She Felt Pop - Leg Was Gone -- Ingraham Grad Survives South Pacific Shark Attack

Heather Boswell's first warning was when somebody yelled, "Shark!"

Until that moment, she had been swimming in the South Pacific Ocean, waves as warm as bath water, taking a break with about eight other shipmates from the Seattle-based research vessel Discoverer.

"I started swimming (for the ship) as fast as I could. Then I felt something grab my leg and jerk me. I turned and saw his fin," recalled Boswell, 19, from her bed at Harborview Medical Center yesterday.

Boswell, a 1992 Ingraham High School graduate, lost most of her left leg March 23 in a rare shark attack about 300 miles east of Easter Island off the Chilean coast.

She thinks the shark was a great white, about 14 feet long, although the species was not confirmed. The shark appeared out of nowhere and attacked Phil Buffington, a seaman swimming nearby. He suffered cuts to his legs that required more than 50 stitches.

Next the shark turned its attention to Boswell.

When the shark grabbed her right leg, Boswell stopped moving for a moment, afraid of kicking it. "I think he was confused with so many people in the water," she said.

Boswell tried to grab a stick offered by a crew member in a skiff that was with the swimmers, but the shark then grabbed her left leg and pulled her underwater.

"He was moving his head back and forth, shaking me really hard," Boswell recalled. "I thought I was going to die."

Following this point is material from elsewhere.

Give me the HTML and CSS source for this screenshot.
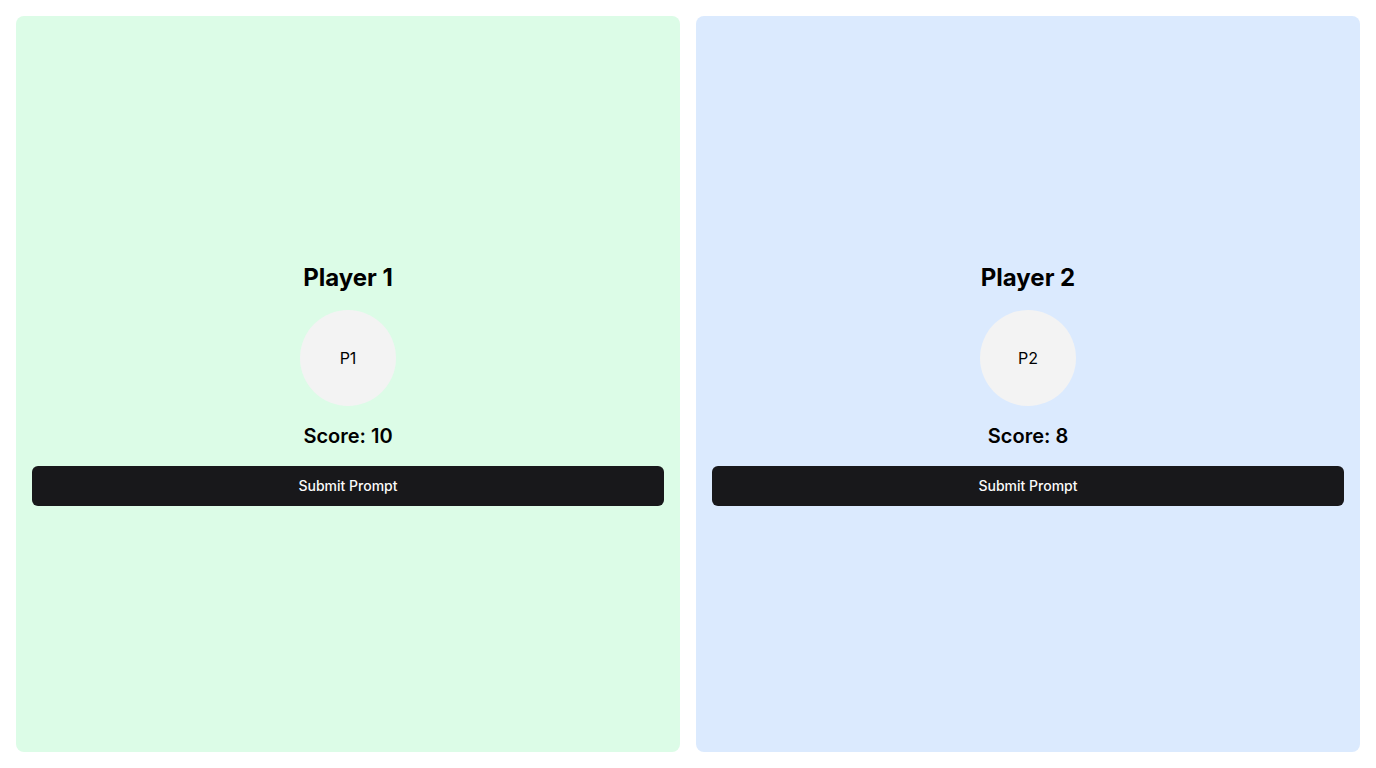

The shark brought her back to the surface near the skiff. Two crew members grabbed her arms and held on while a third one hit the shark with the stick.

Then Boswell felt a popping sensation in her left leg. "I thought it was my hip dislocating, but that's when I lost my leg," she said. She didn't realize it until the crewmen pulled her into the skiff and she looked down to see the damage. She lost her leg from about midthigh down.

Boswell recalled hearing shots fired by crew members in a lookout tower on the ship after she was in the skiff and the shark was headed toward a third person clinging to a rope ladder, still half in the water.

Boswell wasn't sure what happened to the shark, but no other crew members were hurt.

She signed on with the National Oceanic and Atmospheric Administration (NOAA) earlier this year for a six-month stint in the galley, serving food to the 303-foot vessel's 85 crew members and scientists. She said she was looking forward to the adventure and the chance to travel.

The ship had been conducting research for about 2 1/2 months, with stops in Chile and around Antarctica, before heading toward Easter Island.

Boswell was airlifted from Easter Island to a military hospital in Panama City, where her parents, George and Suzie Boswell, and other family members met her. She was flown to Seattle a week ago.

She expects to be out of the hospital in two weeks and fitted with a temporary prosthesis in six weeks.

Doctors have told her once she is fitted with a permanent prosthesis she'll be able to do virtually anything, including serving on a ship again. Boswell's not so sure. "They haven't been out there when there are 30-foot swells," she said.

Her family thinks her sense of humor will help her heal psychologically from the attack, which so devastated fellow shipmates that counselors were brought aboard to help them in the days after Boswell's evacuation, said NOAA spokesman Hal Alabaster.

Near her hospital bed, Boswell keeps a stuffed purple shark, a present from her older sister.

"Kind of morbid," she said, laughing, but it's a way of coping with what happened to her.

"I'm dealing with it the best I can. I still have moments when I break down and cry," she said.